ASIC fights back as Bill Lewski appeals 15-year Prime Trust ban




• MAY 26, 2015 12:00


Ben Butler








Margin Call Columnist




A 15-year ban slapped on the founder of failed retirement village group Prime Trust, Bill Lewski, over a $33 million fee he reaped at investors’ expense should be overturned because the corporate regulator took action too late, a court has heard.


Mr Lewski and other directors of Australian Property Custodian Holdings (APCH), which ran Prime Trust before it collapsed in 2010 owing investors $550m, are challenging bans from corporate life and findings they breached their duties handed down by the Federal Court in December.


Other directors represented at a Full Court hearing in Melbourne yesterday included former health minister Michael Wooldridge, who was banned for two years and three months, and Victorian Liberal Party figure Peter Clarke, who was not banned but fined $20,000.


Mr Clarke was the only director to attend in person yesterday, sitting at the back of the courtroom in the public gallery.

The Australian Securities & Investments Commission, which originally asked for a life ban on Mr Lewski, has cross-appealed, arguing the penalties are too light.


At issue is a ruling by Federal Court judge Bernard Murphy in which he found the directors breached their duties by approving the lodgement with ASIC of a change to the constitution that allowed Prime Trust to pay the fee.


The lodgement resolution was passed at a meeting on August 22, 2006 — more than a month after a July 19 meeting at which directors approved the actual change to the constitution.


ASIC launched its lawsuit against the directors on August 21, 2012, meaning that it could not attack the conduct of directors at the earlier meeting because it fell outside a six-year statute of ¬limitations.


Yesterday, Mr Lewski’s barrister, former national security legislation monitor Bret Walker, SC, said the lodgement resolution was “supererogatory, superfluous, unnecessary” because the company already had board consent to file the paperwork with ASIC.


He said the directors did not make a decision at the time, but merely completed a decision actually made on July 19.


However, Mr Walker’s argument drew heavy fire from a panel of three judges: John Middleton, Andrew Greenwood and Lindsay Foster. Justice Middleton raised Justice Murphy’s finding that “Blind Freddy’’ would have recognised there was a conflict of interest that required careful consideration.

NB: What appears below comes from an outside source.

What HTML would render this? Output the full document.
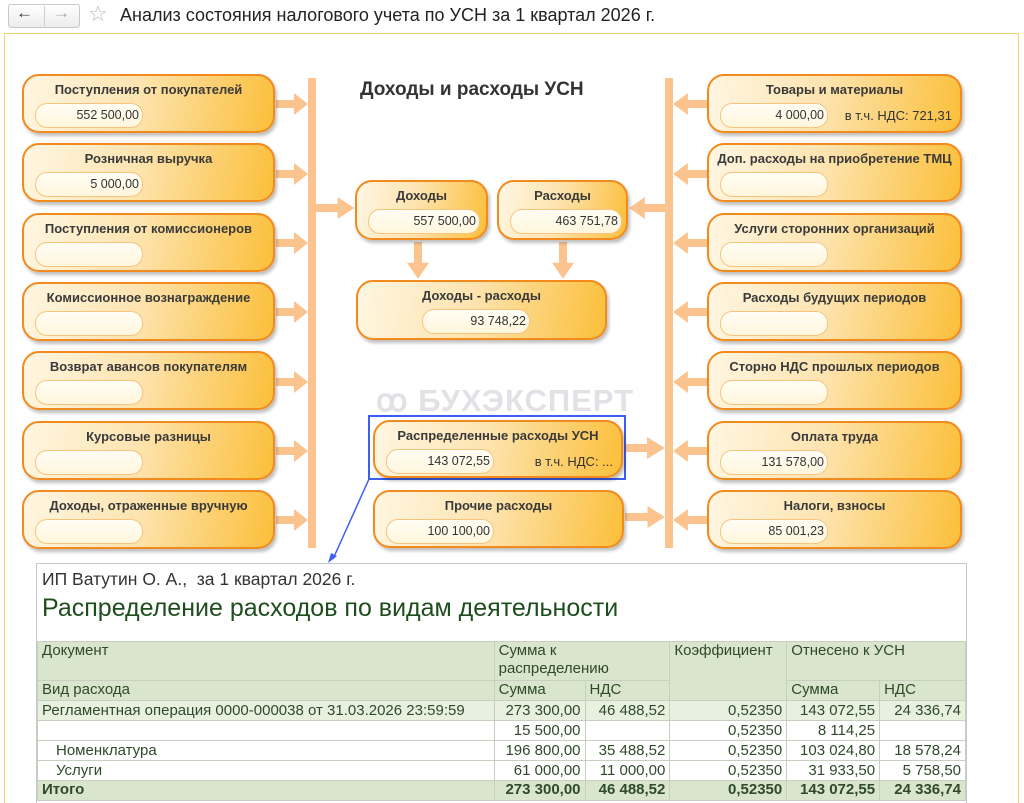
<!DOCTYPE html>
<html><head><meta charset="utf-8"><style>
*{margin:0;padding:0;box-sizing:border-box}
body{width:1024px;height:803px;background:#fff;font-family:"Liberation Sans",sans-serif;position:relative;overflow:hidden;color:#333}
.abs{position:absolute}
.frame{position:absolute;left:4px;top:33px;width:1015px;height:770px;border:1px solid #f5d36a;border-bottom:none}
.b{position:absolute;border:2px solid #f28a1e;border-radius:17px;background:linear-gradient(100deg,#fff6e2 0%,#fde4b0 45%,#fbbf3a 100%);box-shadow:2px 3px 3px rgba(0,0,0,.25)}
.b .t{position:absolute;left:0;right:0;top:6px;text-align:center;font-weight:bold;font-size:13px;color:#3a3a3a;white-space:nowrap}
.b .f{position:absolute;left:11px;top:27px;width:108px;height:25px;border-radius:12px;background:linear-gradient(#fffdf4,#fff6dc);border:1px solid #f7c47e;text-align:right;font-size:12.5px;line-height:23px;padding-right:3px;color:#333}
.b .n{position:absolute;right:8px;top:32px;font-size:13px;color:#333}
table{border-collapse:collapse;font-size:15px;color:#2f4a2a}
td{border:1px solid #c7cfc1;padding:0 4px;height:20px;line-height:18px;white-space:nowrap}
.h td{background:#d9e5cc;vertical-align:top}
.r{text-align:right}
</style></head><body>
<div class="abs" style="left:8px;top:4px;width:72px;height:24px;border:1px solid #c8c8c8;border-radius:3px;background:linear-gradient(#fff,#ececec)"></div>
<div class="abs" style="left:44px;top:6px;width:1px;height:20px;background:#ccc"></div>
<div class="abs" style="left:16px;top:3px;font-size:17px;color:#333">&#8592;</div>
<div class="abs" style="left:53px;top:3px;font-size:17px;color:#aaa">&#8594;</div>
<div class="abs" style="left:88px;top:1px;font-size:22px;color:#bbb">&#9734;</div>
<div class="abs" style="left:120px;top:5px;font-size:18px;color:#222">Анализ состояния налогового учета по УСН за 1 квартал 2026 г.</div>
<div class="frame"></div>

<svg class="abs" style="left:0;top:0" width="1024" height="803">
<g fill="#fbc48e">
<rect x="308" y="78" width="8" height="470"/>
<rect x="665" y="78" width="8" height="470"/>
</g>
<g fill="#fbc48e">
<path d="M0 -4 H18 V-11 L32 0 L18 11 V4 H0 Z" transform="translate(276,104)"/>
<path d="M0 -4 H18 V-11 L32 0 L18 11 V4 H0 Z" transform="translate(276,174)"/>
<path d="M0 -4 H18 V-11 L32 0 L18 11 V4 H0 Z" transform="translate(276,243)"/>
<path d="M0 -4 H18 V-11 L32 0 L18 11 V4 H0 Z" transform="translate(276,312)"/>
<path d="M0 -4 H18 V-11 L32 0 L18 11 V4 H0 Z" transform="translate(276,382)"/>
<path d="M0 -4 H18 V-11 L32 0 L18 11 V4 H0 Z" transform="translate(276,451)"/>
<path d="M0 -4 H18 V-11 L32 0 L18 11 V4 H0 Z" transform="translate(276,520)"/>
<path d="M0 -4 H18 V-11 L32 0 L18 11 V4 H0 Z" transform="translate(316,208) scale(1.2,1)"/>
<path d="M0 -4 H18 V-11 L32 0 L18 11 V4 H0 Z" transform="translate(624,448) scale(1.28,1)"/>
<path d="M0 -4 H18 V-11 L32 0 L18 11 V4 H0 Z" transform="translate(625,517) scale(1.25,1)"/>
<path d="M0 -4 H18 V-11 L32 0 L18 11 V4 H0 Z" transform="translate(707,104) scale(-1.06,1)"/>
<path d="M0 -4 H18 V-11 L32 0 L18 11 V4 H0 Z" transform="translate(707,174) scale(-1.06,1)"/>
<path d="M0 -4 H18 V-11 L32 0 L18 11 V4 H0 Z" transform="translate(707,243) scale(-1.06,1)"/>
<path d="M0 -4 H18 V-11 L32 0 L18 11 V4 H0 Z" transform="translate(707,312) scale(-1.06,1)"/>
<path d="M0 -4 H18 V-11 L32 0 L18 11 V4 H0 Z" transform="translate(707,382) scale(-1.06,1)"/>
<path d="M0 -4 H18 V-11 L32 0 L18 11 V4 H0 Z" transform="translate(707,451) scale(-1.06,1)"/>
<path d="M0 -4 H18 V-11 L32 0 L18 11 V4 H0 Z" transform="translate(707,520) scale(-1.06,1)"/>
<path d="M0 -4 H18 V-11 L32 0 L18 11 V4 H0 Z" transform="translate(665,208) scale(-1.12,1)"/>
<path d="M0 -4 H18 V-11 L32 0 L18 11 V4 H0 Z" transform="translate(418,242) rotate(90) scale(1.15,1)"/>
<path d="M0 -4 H18 V-11 L32 0 L18 11 V4 H0 Z" transform="translate(563,242) rotate(90) scale(1.15,1)"/>
</g>
<text x="376" y="411" font-family="Liberation Sans" font-weight="bold" font-size="31" fill="#e2e2e6" letter-spacing="1">ꝏ БУХЭКСПЕРТ</text>
<rect x="369" y="416" width="256" height="63" fill="none" stroke="#3d5fef" stroke-width="2"/>
<line x1="369" y1="479" x2="333" y2="559" stroke="#3d5fef" stroke-width="1.5"/>
<path d="M328 563 L331 553 L337 556 Z" fill="#3d5fef"/>
</svg>

<div class="abs" style="left:360px;top:79px;font-size:19px;font-weight:bold;color:#333">Доходы и расходы УСН</div>

<div class="b" style="left:22px;top:74px;width:253px;height:59px"><div class="t">Поступления от покупателей</div><div class="f">552 500,00</div></div>
<div class="b" style="left:22px;top:143px;width:253px;height:59px"><div class="t">Розничная выручка</div><div class="f">5 000,00</div></div>
<div class="b" style="left:22px;top:213px;width:253px;height:59px"><div class="t">Поступления от комиссионеров</div><div class="f"></div></div>
<div class="b" style="left:22px;top:282px;width:253px;height:59px"><div class="t">Комиссионное вознаграждение</div><div class="f"></div></div>
<div class="b" style="left:22px;top:351px;width:253px;height:59px"><div class="t">Возврат авансов покупателям</div><div class="f"></div></div>
<div class="b" style="left:22px;top:421px;width:253px;height:59px"><div class="t">Курсовые разницы</div><div class="f"></div></div>
<div class="b" style="left:22px;top:490px;width:253px;height:59px"><div class="t">Доходы, отраженные вручную</div><div class="f"></div></div>

<div class="b" style="left:707px;top:74px;width:255px;height:59px"><div class="t">Товары и материалы</div><div class="f">4 000,00</div><div class="n">в т.ч. НДС: 721,31</div></div>
<div class="b" style="left:707px;top:143px;width:255px;height:59px"><div class="t">Доп. расходы на приобретение ТМЦ</div><div class="f"></div></div>
<div class="b" style="left:707px;top:213px;width:255px;height:59px"><div class="t">Услуги сторонних организаций</div><div class="f"></div></div>
<div class="b" style="left:707px;top:282px;width:255px;height:59px"><div class="t">Расходы будущих периодов</div><div class="f"></div></div>
<div class="b" style="left:707px;top:351px;width:255px;height:59px"><div class="t">Сторно НДС прошлых периодов</div><div class="f"></div></div>
<div class="b" style="left:707px;top:421px;width:255px;height:59px"><div class="t">Оплата труда</div><div class="f">131 578,00</div></div>
<div class="b" style="left:707px;top:490px;width:255px;height:59px"><div class="t">Налоги, взносы</div><div class="f">85 001,23</div></div>

<div class="b" style="left:355px;top:180px;width:133px;height:60px"><div class="t">Доходы</div><div class="f" style="width:112px">557 500,00</div></div>
<div class="b" style="left:497px;top:180px;width:131px;height:60px"><div class="t">Расходы</div><div class="f" style="width:112px">463 751,78</div></div>
<div class="b" style="left:356px;top:280px;width:251px;height:60px"><div class="t">Доходы - расходы</div><div class="f" style="left:64px">93 748,22</div></div>
<div class="b" style="left:373px;top:420px;width:250px;height:58px"><div class="t">Распределенные расходы УСН</div><div class="f">143 072,55</div><div class="n">в т.ч. НДС: ...</div></div>
<div class="b" style="left:373px;top:490px;width:251px;height:58px"><div class="t">Прочие расходы</div><div class="f">100 100,00</div></div>

<div class="abs" style="left:36px;top:563px;width:931px;height:240px;background:#fff;border:1px solid #c8c8c8;border-bottom:none"></div>
<div class="abs" style="left:42px;top:569px;font-size:17.5px;color:#333">ИП Ватутин О. А.,&nbsp; за 1 квартал 2026 г.</div>
<div class="abs" style="left:42px;top:594px;font-size:25px;color:#1e4d1e">Распределение расходов по видам деятельности</div>
<table class="abs" style="left:37px;top:641px;width:929px">
<colgroup><col style="width:457px"><col style="width:91px"><col style="width:85px"><col style="width:117px"><col style="width:93px"><col style="width:86px"></colgroup>
<tr class="h"><td style="height:39px">Документ</td><td colspan="2">Сумма к<br>распределению</td><td rowspan="2">Коэффициент</td><td colspan="2">Отнесено к УСН</td></tr>
<tr class="h"><td>Вид расхода</td><td>Сумма</td><td>НДС</td><td>Сумма</td><td>НДС</td></tr>
<tr style="background:#e8f0df"><td>Регламентная операция 0000-000038 от 31.03.2026 23:59:59</td><td class="r">273 300,00</td><td class="r">46 488,52</td><td class="r">0,52350</td><td class="r">143 072,55</td><td class="r">24 336,74</td></tr>
<tr><td></td><td class="r">15 500,00</td><td></td><td class="r">0,52350</td><td class="r">8 114,25</td><td></td></tr>
<tr><td style="padding-left:18px">Номенклатура</td><td class="r">196 800,00</td><td class="r">35 488,52</td><td class="r">0,52350</td><td class="r">103 024,80</td><td class="r">18 578,24</td></tr>
<tr><td style="padding-left:18px">Услуги</td><td class="r">61 000,00</td><td class="r">11 000,00</td><td class="r">0,52350</td><td class="r">31 933,50</td><td class="r">5 758,50</td></tr>
<tr class="h" style="font-weight:bold"><td>Итого</td><td class="r">273 300,00</td><td class="r">46 488,52</td><td class="r">0,52350</td><td class="r">143 072,55</td><td class="r">24 336,74</td></tr>
</table>
</body></html>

“Everything was wrong with the July resolution, on His Honour’s findings,” Justice Middleton said. “You had to do something to stop it. Blind Freddy could have seen it’s wrong.”


Mr Walker conceded there was an “abundance of merit” against his client regarding the July 19 meeting, which was why it was important to consider the statute of limitations.


He said directors had advice from law firm Madgwicks that paying the fee was “permissible”.


“No dishonesty is imputed to us for not having seen it was rubbish, if it was rubbish,” he said.


The appeal, which is set to run until Thursday, is the latest legal fallout from a collapse that has been occupying the courts for three years. In September last year, the Victorian Supreme Court said time had run out for a separate claim against Mr Lewski and others over management rights over the villages, which were transferred to one of his companies for nothing and then sold to Lend Lease for $60m.


However, APCH liquidator Stirling Horne refiled the lawsuit in December as a claim in equity, where the time limit does not apply.